For instance, there is inarguably less of a difference between the PKK and YPG than there is between al-Qaeda in the Arabian Peninsula and al-Qaeda in the Indian Subcontinent, as the overlap of militants and of leadership between the PKK and YPG constitutes a relation that exceeds the level of “affiliation”. Hence, the military support given by the US to the YPG is risky at best as the YPG and PKK are interwoven and the former further cooperates with terror groups such as Marxist-Leninist Communist Party and Revolutionary People's Liberation Party-Front in Syria, whom we last remember by a suicide attack on the US embassy in Ankara.
Granted, as the famous saying goes: ‘A drowning man will clutch at a straw, however, will the alliance with PKK affiliated group serve its purpose and remedy the IS epidemic in Syria proper in the medium to long run?

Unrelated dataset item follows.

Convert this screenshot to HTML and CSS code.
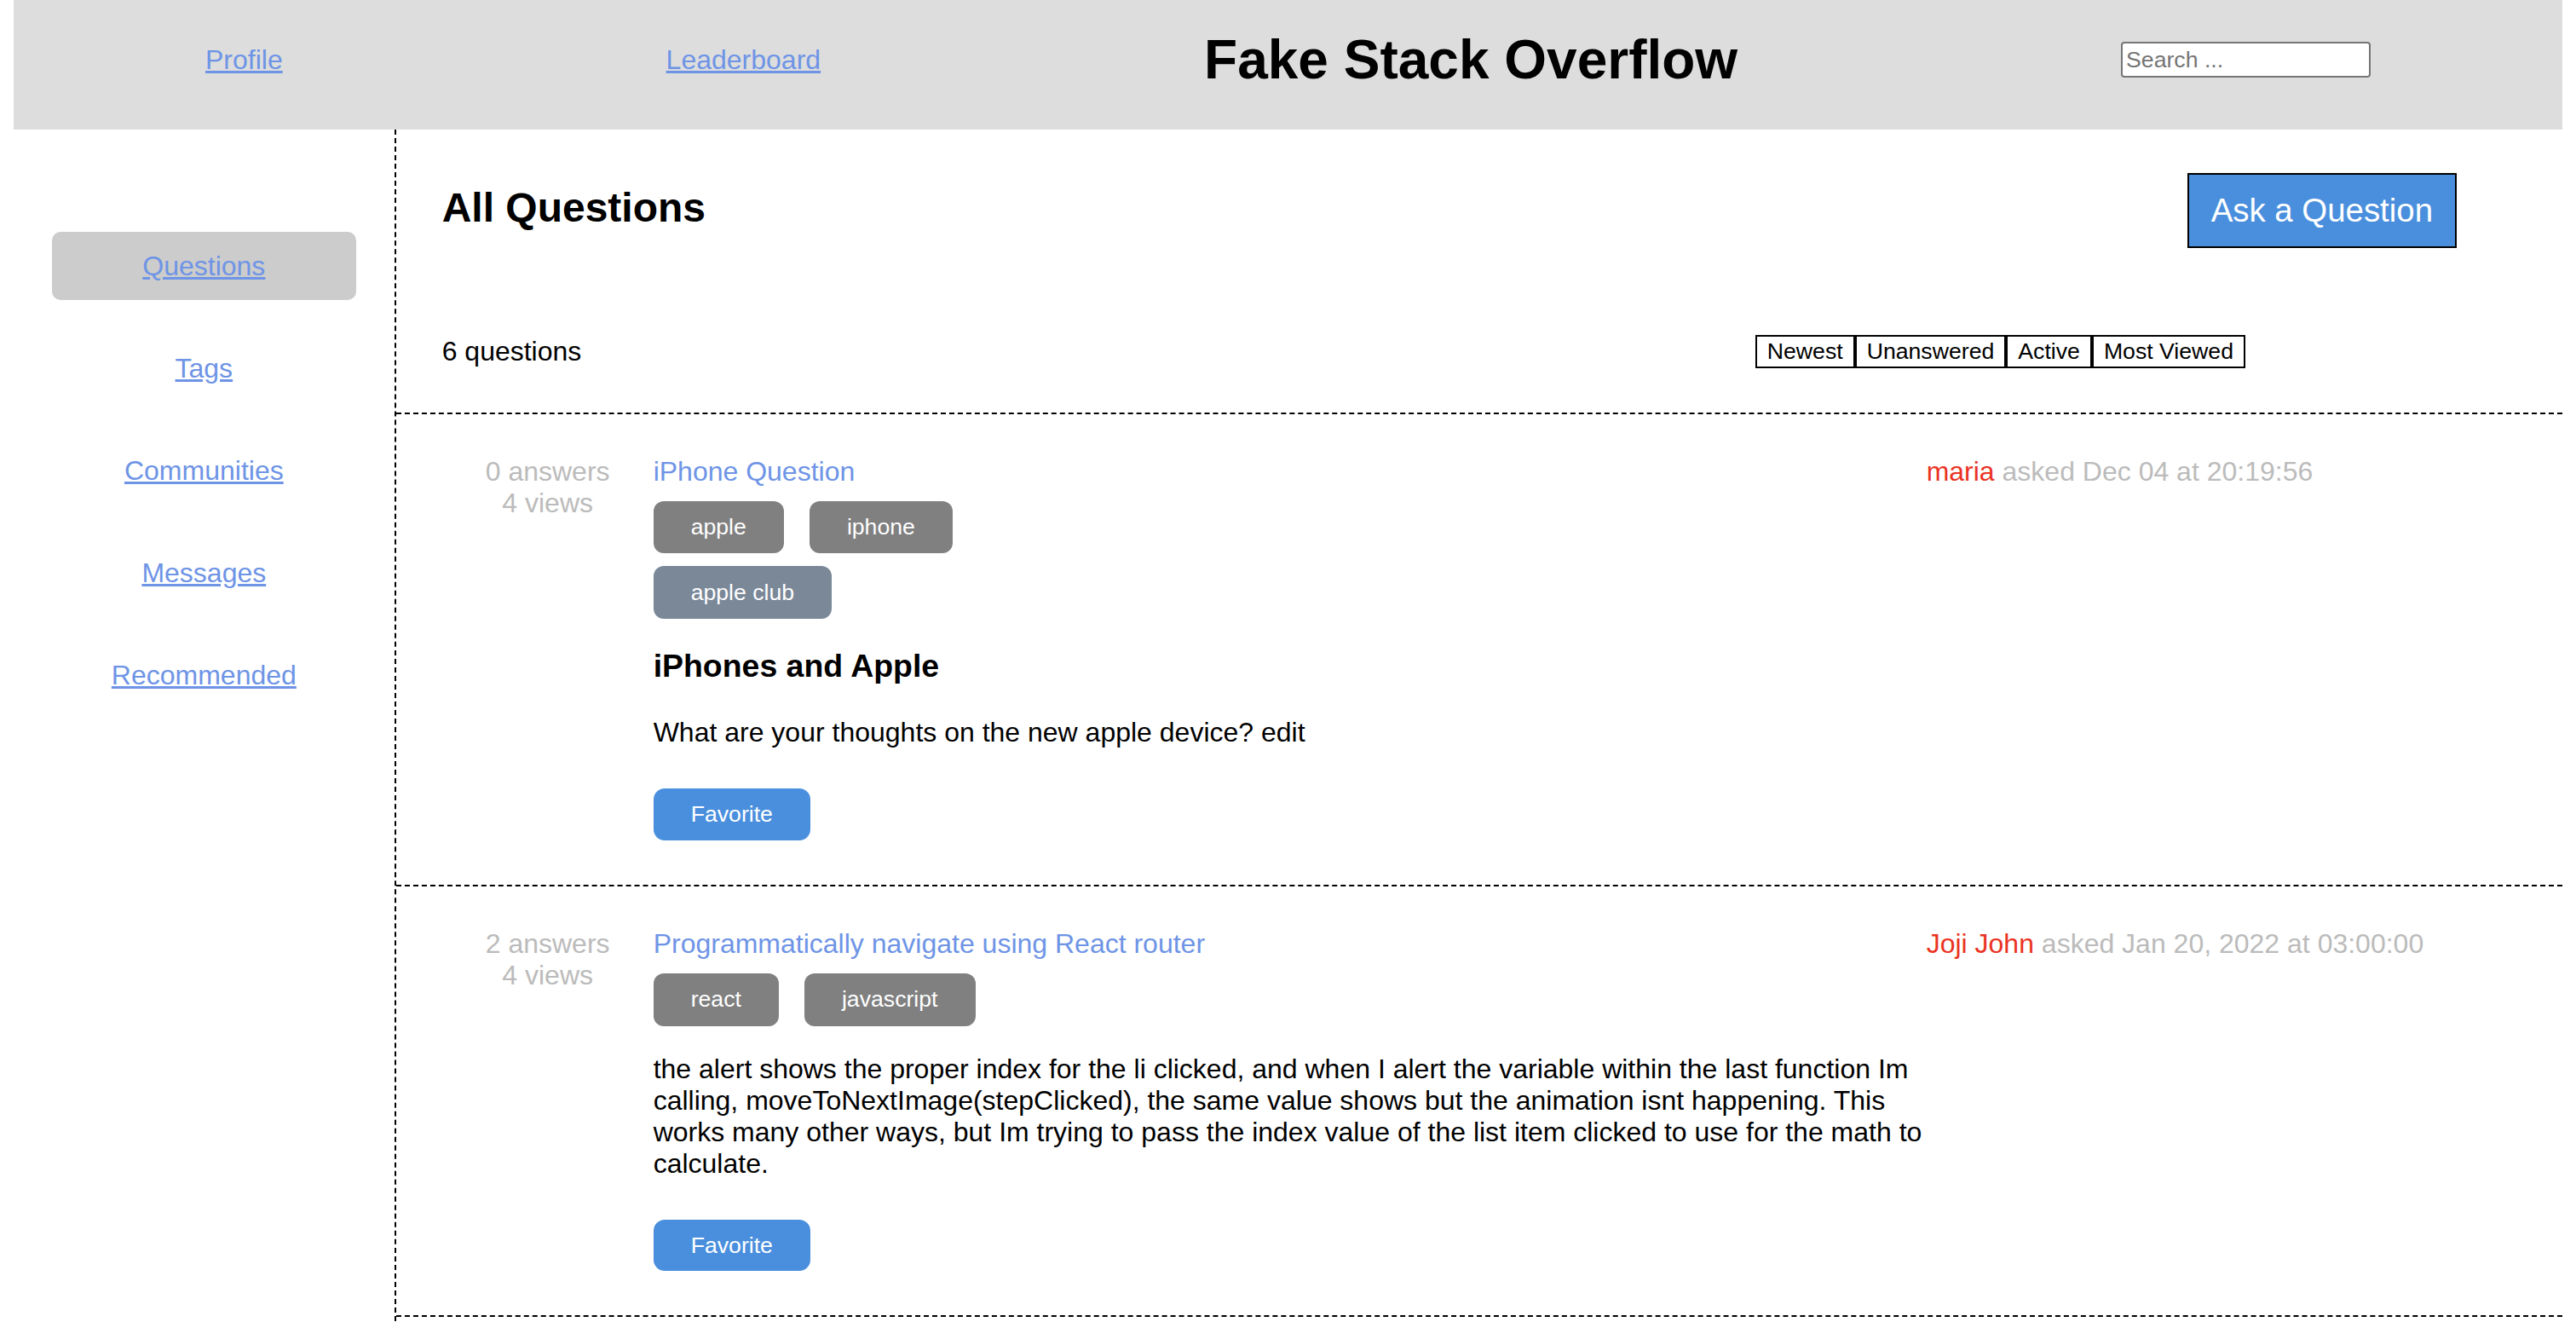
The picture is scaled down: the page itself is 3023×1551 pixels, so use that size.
FILE: index.html
```html
<!DOCTYPE html>
<html lang="en">
<head>
<meta charset="utf-8">
<title>Fake Stack Overflow</title>
<link rel="stylesheet" href="styles.css">
</head>
<body>
<header class="header">
  <a class="header-link" href="#">Profile</a>
  <a class="header-link" href="#">Leaderboard</a>
  <h1 class="site-title">Fake Stack Overflow</h1>
  <input class="search" type="text" placeholder="Search ...">
</header>
<div class="layout">
  <nav class="sidebar">
    <a class="side-item active" href="#">Questions</a>
    <a class="side-item" href="#">Tags</a>
    <a class="side-item" href="#">Communities</a>
    <a class="side-item" href="#">Messages</a>
    <a class="side-item" href="#">Recommended</a>
  </nav>
  <main class="main">
    <div class="main-top">
      <h2 class="page-title">All Questions</h2>
      <button class="ask-btn">Ask a Question</button>
    </div>
    <div class="main-sub">
      <div class="q-count">6 questions</div>
      <div class="sort-group">
        <button class="sort-btn">Newest</button>
        <button class="sort-btn">Unanswered</button>
        <button class="sort-btn">Active</button>
        <button class="sort-btn">Most Viewed</button>
      </div>
    </div>
    <div class="q-list">
      <div class="question">
        <div class="q-stats">
          <div>0 answers</div>
          <div>4 views</div>
        </div>
        <div class="q-body">
          <a class="q-title" href="#">iPhone Question</a>
          <div class="q-tags">
            <div class="tag-row">
              <span class="tag">apple</span>
              <span class="tag">iphone</span>
            </div>
            <div class="tag-row">
              <span class="tag community">apple club</span>
            </div>
          </div>
          <h3 class="q-summary">iPhones and Apple</h3>
          <p class="q-text">What are your thoughts on the new apple device? edit</p>
          <button class="fav-btn">Favorite</button>
        </div>
        <div class="q-meta"><span class="q-user">maria</span> asked Dec 04 at 20:19:56</div>
      </div>
      <div class="question">
        <div class="q-stats">
          <div>2 answers</div>
          <div>4 views</div>
        </div>
        <div class="q-body">
          <a class="q-title" href="#">Programmatically navigate using React router</a>
          <div class="q-tags">
            <div class="tag-row">
              <span class="tag">react</span>
              <span class="tag">javascript</span>
            </div>
          </div>
          <p class="q-text">the alert shows the proper index for the li clicked, and when I alert the variable within the last function Im calling, moveToNextImage(stepClicked), the same value shows but the animation isnt happening. This works many other ways, but Im trying to pass the index value of the list item clicked to use for the math to calculate.</p>
          <button class="fav-btn">Favorite</button>
        </div>
        <div class="q-meta"><span class="q-user">Joji John</span> asked Jan 20, 2022 at 03:00:00</div>
      </div>
    </div>
  </main>
</div>
</body>
</html>
```
FILE: styles.css
```css
html, body {
  background: #ffffff;
}

body {
  margin: 0 16px;
  font-family: "Liberation Sans", Arial, Helvetica, sans-serif;
  font-size: 32px;
  line-height: 37px;
  color: #000000;
}

/* ---------- header ---------- */
.header {
  height: 152px;
  box-sizing: border-box;
  padding-bottom: 12px;
  background: #dddddd;
  display: flex;
  justify-content: space-around;
  align-items: center;
}

.header-link {
  font-size: 32px;
  line-height: 37px;
  color: #6e94e6;
  text-decoration: underline;
}

.site-title {
  margin: 0;
  font-size: 64px;
  line-height: 74px;
  font-weight: bold;
}

.search {
  width: 293px;
  height: 42px;
  box-sizing: border-box;
  padding: 2px 4px;
  border: 2px solid #767676;
  border-radius: 4px;
  background: #ffffff;
  font-family: "Liberation Sans", Arial, sans-serif;
  font-size: 26.67px;
  color: #000000;
}

.search::placeholder {
  color: #757575;
}

/* ---------- layout ---------- */
.layout {
  display: flex;
  min-height: calc(100vh - 153px);
}

.sidebar {
  width: 15%;
  flex: none;
  box-sizing: border-box;
  border-right: 2px dashed #000000;
  padding-top: 120px;
  display: flex;
  flex-direction: column;
  align-items: center;
  gap: 40px;
}

.side-item {
  width: 80%;
  box-sizing: border-box;
  padding: 21.5px 0;
  border-radius: 10px;
  text-align: center;
  font-size: 32px;
  line-height: 37px;
  color: #6e94e6;
  text-decoration: underline;
}

.side-item.active {
  background: #cccccc;
}

.main {
  flex: 1;
  min-width: 0;
}

.main-top {
  display: flex;
  justify-content: space-between;
  align-items: flex-start;
  padding: 51px 124px 0 54px;
}

.page-title {
  margin: 12.5px 0 0;
  font-size: 48px;
  line-height: 55px;
  font-weight: bold;
}

.ask-btn {
  margin: 0;
  padding: 20px 26px;
  border: 2px solid #000000;
  border-radius: 0;
  background: #4a8fdd;
  color: #ffffff;
  font-family: "Liberation Sans", Arial, sans-serif;
  font-size: 38.4px;
  line-height: 44px;
}

.main-sub {
  margin-top: 102px;
  padding: 0 372px 0 54px;
  display: flex;
  justify-content: space-between;
  align-items: center;
}

.q-count {
  font-size: 32px;
  line-height: 37px;
}

.sort-group {
  display: flex;
}

.sort-btn {
  margin: 0;
  padding: 2px 12px;
  border: 2px solid #000000;
  border-radius: 0;
  background: #ffffff;
  color: #000000;
  font-family: "Liberation Sans", Arial, sans-serif;
  font-size: 26.67px;
  line-height: 30.7px;
}

/* ---------- questions ---------- */
.q-list {
  margin-top: 52px;
  border-top: 2px dashed #000000;
}

.question {
  display: grid;
  grid-template-columns: 248px 1494px 1fr;
  padding: 49px 0 52px 54px;
  border-bottom: 2px dashed #000000;
}

.q-stats {
  text-align: center;
  color: #bbbbbb;
}

.q-body {
  display: flex;
  flex-direction: column;
  align-items: flex-start;
}

.q-title {
  color: #6e94e6;
  text-decoration: none;
}

.q-tags {
  margin-top: 16px;
  display: flex;
  flex-direction: column;
  gap: 15px;
}

.tag-row {
  display: flex;
  gap: 30px;
}

.tag {
  display: block;
  padding: 15.5px 44px;
  border-radius: 12px;
  background: #808080;
  color: #ffffff;
  font-size: 26.67px;
  line-height: 30.7px;
}

.tag.community {
  background: #7a8898;
}

.q-summary {
  margin: 34px 0 0;
  font-size: 37.44px;
  line-height: 43px;
  font-weight: bold;
}

.q-text {
  margin: 32px 0 0;
}

.q-summary + .q-text {
  margin-top: 38px;
}

.fav-btn {
  margin: 47px 0 0;
  padding: 15px 44px;
  border: none;
  border-radius: 13px;
  background: #4a8fdd;
  color: #ffffff;
  font-family: "Liberation Sans", Arial, sans-serif;
  font-size: 26.67px;
  line-height: 30.7px;
}

.q-meta {
  color: #bbbbbb;
  white-space: nowrap;
}

.q-user {
  color: #ea3323;
}
```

Most probably it won't; and the reason lies in the demographics of Syria and the nature of the PKK/YPG which should be alarming for the US et al.
To begin with, the PKK/YPG is not necessarily the most effective partner in the fight against IS as we basically have had no previous case with which to compare the YPG case. The support given to the two groups cited above, Hazm and SRF, were weapons-only and lacked the critical component of airstrikes which had enabled the YPG to recover its losses from IS.
If it were not for the coalition airstrikes, the YPG probably could not have regained Kobane. IS had captured the town rather easily, and the YPG could only get it back thanks to the coalition airstrikes and the support received from the Turkish border. Despite efforts to conjure up legendary myths about the YPG fighters, who have had the luxury of fighting solely against ISIS unlike the Syrian rebels who have been fighting on several fronts simultaneously, the YPG has yet to prove its military efficiency without coalition airstrikes.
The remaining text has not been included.